Lambeth faces some of the worst strike action ever seen by a London college after University and College Union (UCU) members went on indefinite strike yesterday.

Over a third of Lambeth College’s teaching staff picketed the Brixton, Vauxhall and Clapham sites and say they will continue to do so until the dispute involving contracts for new employees is resolved.

The contract for new staff sees annual leave decreased from 60 to 50 days, an increase in teaching time and a reduction in sick pay.

In May an injunction was taken out by the college to stop an indefinite strike but a recent ballot of union members saw 89% voting in favor of further action.

UCU regional official Una O’Brien said: “The strikers have vowed not to return to work until their increasingly bitter dispute over the erosion of terms and conditions is resolved.

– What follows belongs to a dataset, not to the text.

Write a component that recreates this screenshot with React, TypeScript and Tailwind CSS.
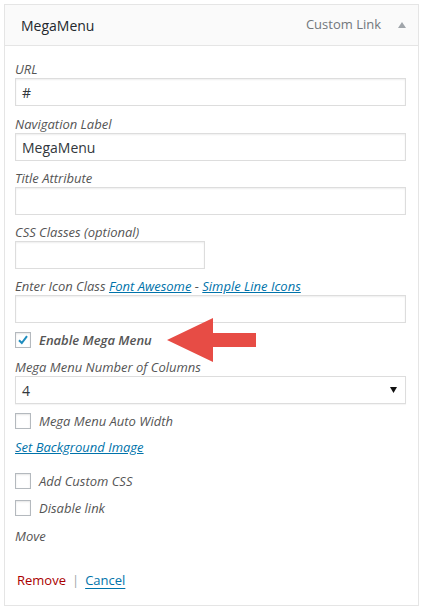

“The college’s management has shown no signs that they will sit down with us and try and resolve this through negotiation.

“Opting to challenge members’ democratic wishes to take action through the courts has just hardened their resolve and turned our protests into an indefinite strike. The time has come for serious negotiations.”


Despite the picketers all three of the college’s sites are open as normal as most students have finished or are coming to the end of their courses.

Principal Mark Silverman expressed that he thought the strike was ‘unnecessary and wholly irresponsible’ and that it was time for the college to change.

“We need to make Lambeth College fit- for-purpose and the new contract is about shifting us to what is normal.

“We are running a number of different courses and many of our students need us to be here 52 weeks of the years,” said Mark.

The college had financial deficits of £4.1m in 2012/13 and £3.5m in 2013/14 and Mr Silverman insists that the new contracts are vital to ensuring the future of the institution.

He said: “We have become clearly focused on delivering and improving life opportunities for our learners. 

“We still have a long way to go and remain in a challenging financial position.  It is unfortunate therefore that we have found ourselves constantly blocked by UCU when introducing measures to make change or modernise our operating culture.

“If the College is unable to modernise there will be job losses and, in the worst case scenario, if our financial position cannot be improved, the college could be forced to close.”